The filer probably set the saw for cutting green wood. If he had set it for dry hardwood, you would have had a hard time cutting a 2x4. In fact, now that you have squeezed it AND stoned it, framing lumber will not be your favorite cut.

My handsaws (30 plus) are all most all set for dry hardwood and will make a cut as smooth or smoother than a table saw. Saw teeth are saw teeth whether on a handsaw plate or a circular saw. The way they are sharpened and put in order is the only thing that effects the cut.

Jay Aubuchon
09-07-2015, 10:14 PM
Much better, try running a stone along the teeth for a pass or two, mask off the plate or just be careful - should 'help' a tiny bit more but that's pretty decent for an 8ppi saw. Did the gentleman who did the sharpening ask whether you'd be cutting green or dry stock (I assume with the amount of set he used, green)?

No, John, he did not ask. But the next time I will be certain to tell him.

By the way, I did make a couple of passes with a stone before making that last test cut. I could try and see what another pass or two would do.

Jay Aubuchon
09-08-2015, 8:53 PM
John, I did make a couple of passes with a stone before that last test cut. I could try a couple more.

The man who did the sharpening did not ask me what I would be cutting. Next time, I will be sure to tell him.

Jim Koepke
09-08-2015, 9:58 PM
The man who did the sharpening did not ask me what I would be cutting. Next time, I will be sure to tell him.

You may also mention you want a minimal set. Better yet is ask him not to set the blade and get your own saw set. It is easier and more predictable to add a little set than it is to remove too much.

jtk

Tony Zaffuto
09-09-2015, 4:47 AM
Having sharpened saws myself as well as sending them out, I find the $8.00 dirt cheap, considering cost of good files and second find the time (albeit not that much if you're just touching up). My first impression is a bit too much set, and I would squeeze very gently, covering the teeth with a couple layers of copy paper in a smooth jaw vise. After years of putzing with saws, a gentle hand squeezing too much set, has yielded me better results than stoning. The trick with squeezing is that it is easy to overdo it-you just want to even the set and if you feel the vise tightening, you've gone to far.

$8.00 per saw????? Hand or machine? Look at the saw and if the saw plate now appears to have a gentle sway to it, or if there is a scratch pattern above the tooth line, it was probably a machine.

Jim Davis
09-09-2015, 9:43 AM
You may also mention you want a minimal set. Better yet is ask him not to set the blade and get your own saw set. It is easier and more predictable to add a little set than it is to remove too much.

jtk

But setting really needs to be done before filing. The setting tool rides on the tips of the teeth and slightly dulls them.

Jim Koepke
09-09-2015, 11:52 AM
But setting really needs to be done before filing. The setting tool rides on the tips of the teeth and slightly dulls them.

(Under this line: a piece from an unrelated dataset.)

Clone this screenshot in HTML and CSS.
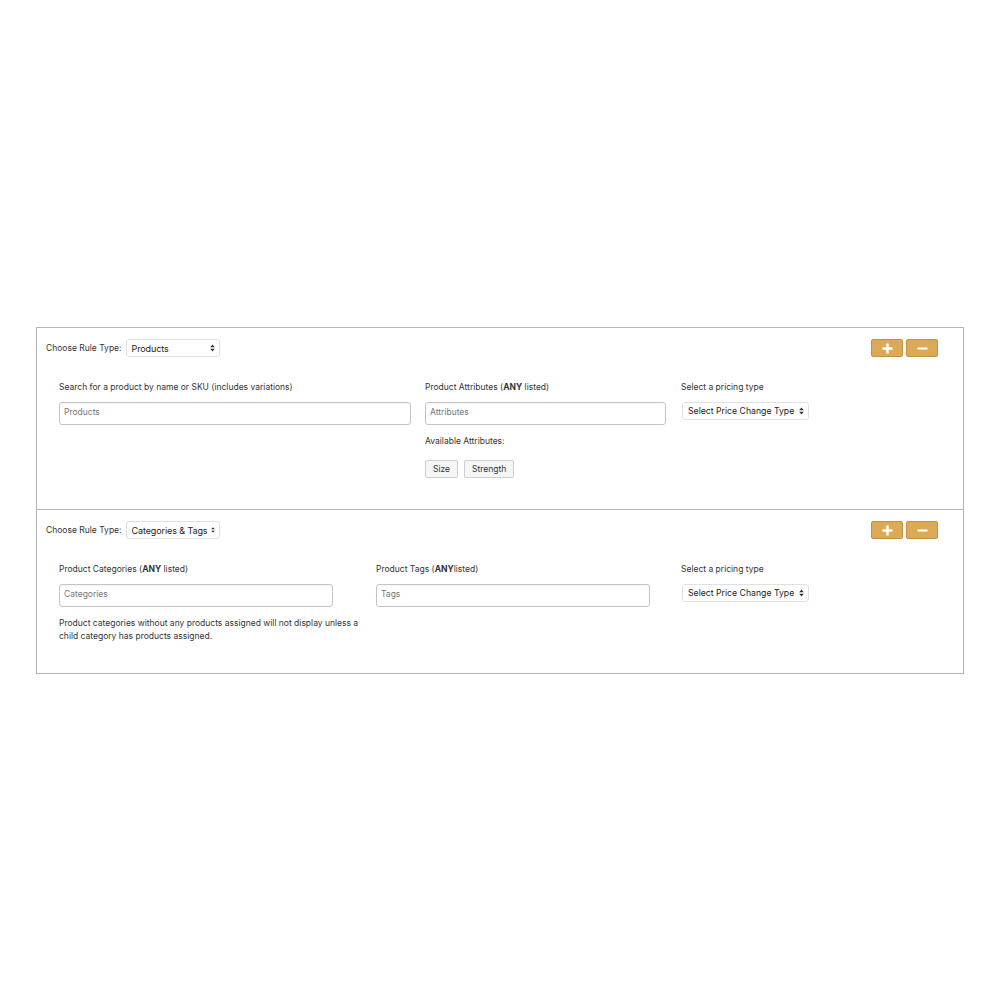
FILE: index.html
```html
<!DOCTYPE html>
<html lang="en">
<head>
  <meta charset="utf-8">
  <title>Pricing Rules</title>
  <link rel="stylesheet" href="styles.css">
</head>
<body>
  <div class="rules">

    <!-- rule 1: products -->
    <div class="rule">
      <div class="rule-head">
        <div class="rule-type">
          <span>Choose Rule Type:</span>
          <div class="select select-type">
            <span>Products</span>
            <svg class="arrows" width="5" height="8" viewBox="0 0 5 8"><path d="M2.5 0.5L4.8 3.2H0.2Z M2.5 7.5L4.8 4.8H0.2Z" fill="#333"/></svg>
          </div>
        </div>
        <div class="rule-actions">
          <button class="btn-gold" type="button"><svg width="11" height="11" viewBox="0 0 11 11"><path d="M5.5 0.5V10.5M0.5 5.5H10.5" stroke="#fff" stroke-width="2.4"/></svg></button>
          <button class="btn-gold" type="button"><svg width="11" height="11" viewBox="0 0 11 11"><path d="M0.5 5.5H10.5" stroke="#fff" stroke-width="2"/></svg></button>
        </div>
      </div>

      <div class="rule-body products-grid">
        <div class="field">
          <label>Search for a product by name or SKU (includes variations)</label>
          <input type="text" class="input input-wide" placeholder="Products">
        </div>
        <div class="field">
          <label>Product Attributes (<b>ANY</b> listed)</label>
          <input type="text" class="input input-mid" placeholder="Attributes">
          <p class="sub-label">Available Attributes:</p>
          <div class="chips">
            <span class="chip">Size</span>
            <span class="chip">Strength</span>
          </div>
        </div>
        <div class="field">
          <label>Select a pricing type</label>
          <div class="select select-price">
            <span>Select Price Change Type</span>
            <svg class="arrows" width="5" height="8" viewBox="0 0 5 8"><path d="M2.5 0.5L4.8 3.2H0.2Z M2.5 7.5L4.8 4.8H0.2Z" fill="#333"/></svg>
          </div>
        </div>
      </div>
    </div>

    <!-- rule 2: categories & tags -->
    <div class="rule rule-terms">
      <div class="rule-head">
        <div class="rule-type">
          <span>Choose Rule Type:</span>
          <div class="select select-type">
            <span>Categories &amp; Tags</span>
            <svg class="arrows" width="5" height="8" viewBox="0 0 5 8"><path d="M2.5 0.5L4.8 3.2H0.2Z M2.5 7.5L4.8 4.8H0.2Z" fill="#333"/></svg>
          </div>
        </div>
        <div class="rule-actions">
          <button class="btn-gold" type="button"><svg width="11" height="11" viewBox="0 0 11 11"><path d="M5.5 0.5V10.5M0.5 5.5H10.5" stroke="#fff" stroke-width="2.4"/></svg></button>
          <button class="btn-gold" type="button"><svg width="11" height="11" viewBox="0 0 11 11"><path d="M0.5 5.5H10.5" stroke="#fff" stroke-width="2"/></svg></button>
        </div>
      </div>

      <div class="rule-body terms-grid">
        <div class="field">
          <label>Product Categories (<b>ANY</b> listed)</label>
          <input type="text" class="input input-term" placeholder="Categories">
          <p class="help">Product categories without any products assigned will not display unless a child category has products assigned.</p>
        </div>
        <div class="field">
          <label>Product Tags (<b>ANY</b>listed)</label>
          <input type="text" class="input input-term" placeholder="Tags">
        </div>
        <div class="field">
          <label>Select a pricing type</label>
          <div class="select select-price">
            <span>Select Price Change Type</span>
            <svg class="arrows" width="5" height="8" viewBox="0 0 5 8"><path d="M2.5 0.5L4.8 3.2H0.2Z M2.5 7.5L4.8 4.8H0.2Z" fill="#333"/></svg>
          </div>
        </div>
      </div>
    </div>

  </div>
</body>
</html>
```

FILE: styles.css
```css
body {
  margin: 0;
  background: #fff;
  font-family: Inter, "Liberation Sans", sans-serif;
  font-size: 8.5px;
  color: #333;
}

.rules {
  width: 926px;
  margin: 327px 0 0 36px;
  border: 1px solid #b5b5b5;
  border-bottom: none;
}

.rule {
  border-bottom: 1px solid #b5b5b5;
  padding: 11px 25px 31px 9px;
}

.rule-terms {
  padding-bottom: 30px;
}

.rule-head {
  display: flex;
  justify-content: space-between;
  align-items: center;
  height: 18px;
}

.rule-type {
  display: flex;
  align-items: center;
  gap: 4px;
}

.rule-actions {
  display: flex;
  gap: 3px;
}

.btn-gold {
  width: 32px;
  height: 18px;
  padding: 0;
  display: flex;
  align-items: center;
  justify-content: center;
  background: #dcaa56;
  border: 1px solid #c49143;
  border-radius: 2px;
}

.select {
  display: flex;
  align-items: center;
  justify-content: space-between;
  gap: 3px;
  height: 18px;
  box-sizing: border-box;
  padding: 0 4px 0 5px;
  background: #fff;
  border: 1px solid #e0e0e0;
  border-radius: 3px;
  font-size: 9px;
  color: #222;
  white-space: nowrap;
}

.select-type {
  width: 94px;
  letter-spacing: -0.1px;
}

.select-price {
  width: 127px;
  margin: 1px 0 0 1px;
  font-size: 8.7px;
}

.rule-body {
  display: grid;
  margin: 24px 0 0 13px;
}

.products-grid {
  grid-template-columns: 366px 256px 1fr;
}

.terms-grid {
  grid-template-columns: 317px 305px 1fr;
}

label {
  display: block;
  line-height: 12px;
  margin-bottom: 9px;
}

label b {
  font-weight: 700;
}

.input {
  display: block;
  box-sizing: border-box;
  height: 23px;
  padding: 0 4px 3px;
  border: 1px solid #c4c4c4;
  border-radius: 3px;
  font-family: inherit;
  font-size: 8.5px;
  box-shadow: inset 0 1px 1px rgba(0, 0, 0, 0.04);
}

.input::placeholder {
  color: #777;
}

.input-wide { width: 352px; }
.input-mid { width: 241px; }
.input-term { width: 274px; }

.sub-label {
  margin: 10px 0 13px;
  line-height: 12px;
}

.chips {
  display: flex;
  gap: 6px;
}

.chip {
  height: 18px;
  box-sizing: border-box;
  padding: 0 7px;
  display: flex;
  align-items: center;
  background: #f6f6f6;
  border: 1px solid #cfcfcf;
  border-radius: 2px;
}

.help {
  margin: 10px 0 0;
  line-height: 13px;
  width: 302px;
}
```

Most saws in my experience have been over set.

I haven't had the problem of dulling teeth with a saw set.

jtk

Jay Aubuchon
09-11-2015, 8:34 PM
$8.00 per saw????? Hand or machine? Look at the saw and if the saw plate now appears to have a gentle sway to it, or if there is a scratch pattern above the tooth line, it was probably a machine.

I do not see any sway in the plate, nor do I see any scratch pattern above the tooth line.

Tony Zaffuto
09-12-2015, 5:50 AM
I do not see any sway in the plate, nor do I see any scratch pattern above the tooth line.

Sounds like a hand filed saw to me!

When a saw goes through a Foley re-toother, a slight bend is generally the result. With auto-feed Foley's, right above the toothline, generally a light scratch pattern results from how the machine grips and advances the saw. This does not imply a machine filed saw is inferior, just that a machine filed saw typically has all teeth identical. Some custom saw makers use machines to cut teeth, a few even use them to file the teeth, and just give a swipe or two by hand to give the saw a hand filed feel.